AUGE Y CAÍDA DE ROMA II

Constantino, hijo de un oficial del ejército que había alcanzado la condición de vice emperador, se había abierto camino hasta el trono imperial por medio de una serie de guerras civiles que emprendió tras ser proclamado emperador por sus propias tropas durante su campaña en Bretaña. Atribuyó su éxito a la intervención del dios del cristianismo, religión a la que se había convertido. En su época existían ya cientos de congregaciones cristianas dispersas por todo el imperio.

El cristianismo conoció un verdadero impulso en el año 313, cuando Constantino emitió un decreto –el llamado edicto de Milán—que garantizaba el respeto a todas las religiones, pero que favorecía especialmente al cristianismo al hacer de ella la propia religión del Estado, y restauraba a la Iglesia todos los bienes confiscados durante las persecuciones anteriores. Durante el resto de  su reinado, Constantino colmó de riquezas a las iglesias cristianas y tomó parte activa en los asuntos de la Iglesia. Siguiendo el ejemplo del emperador Constantino, las clases dominantes adoptarían el cristianismo como la religión que había que profesar para estar a la moda. En 337, cuando el emperador murió, este podría haber afirmado, de modo razonable, que había sido su inquebrantable devoción la que había posibilitado que las enseñanzas de Jesucristo pudieran un día llegar a constituir la base de una religión profesada a nivel mundial. En el 380, cuando otro emperador, Teodosio I, se negó a reconocer los antiguos dioses romanos e hizo del cristianismo la religión oficial del imperio, esta mera posibilidad se convirtió en una clarísima probabilidad.

Una de las cosas, sin embargo, que ni Constantino ni sus sucesores podían aspirar a cambiar era la enérgica marea que rozaba ya las mismas fronteras del imperio. Después de la muerte de Constantino, la presión de los bárbaros del norte se hizo más pertinaz. En el 376 los godos cruzaron el Danubio. En diciembre del 406 los vándalos y los suevos cruzaron el congelado Rin e invadieron buena parte de la Galia. Por último, en el 410, los visigodos penetraron hasta el corazón del imperio, y saquearon la mismísima Roma. Durante tres días y tres noches se dedicaron al pillaje y desvalijaron la ciudad, mientras que aquellos de sus ciudadanos que estaban en condiciones de hacerlo, huyeron.

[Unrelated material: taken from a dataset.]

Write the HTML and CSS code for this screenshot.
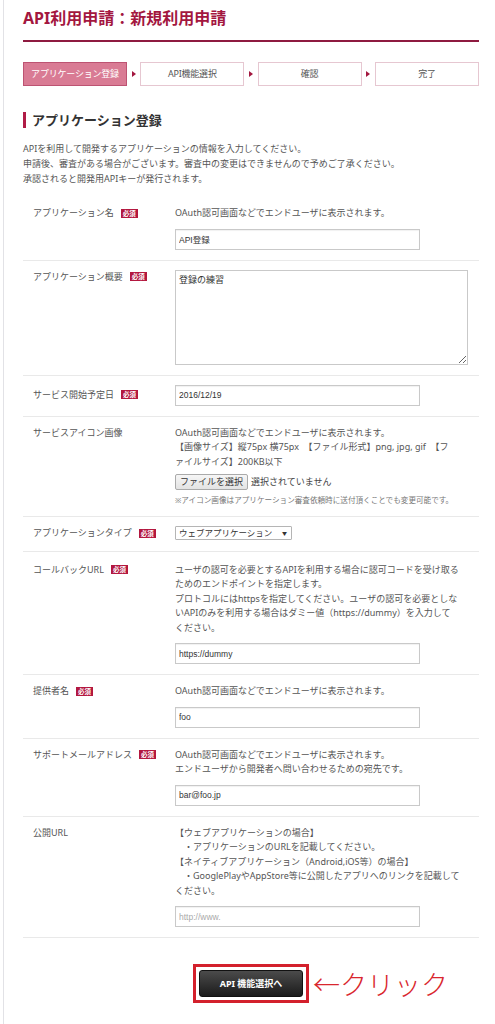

En el 455, Roma fue saqueada de nuevo, y de modo más concienzudo, esta vez por los vándalos. En el 476, llegó el turno de otro grupo de invasores procedentes del norte, los godos. En esta ocasión, los visitantes se quedarían en la ciudad. Su general, Odoacro, con la bendición de las autoridades imperiales de Constantinopla, se proclamó, asimismo, “Rey de Italia”. Cuando lo hizo, el Imperio de Occidente, que ya se había disgregado, dejó de existir como tal.

El Imperio Oriental de Constantino se mantuvo hasta que fue conquistado por los turcos en el año 1453. Pero el 476, año en que el Imperio de Occidente bajó el telón, constituye un indicador que nos ayudará a trazar de modo práctico una línea divisoria entre la edad clásica de Grecia y Roma, y el mundo de la Europa medieval.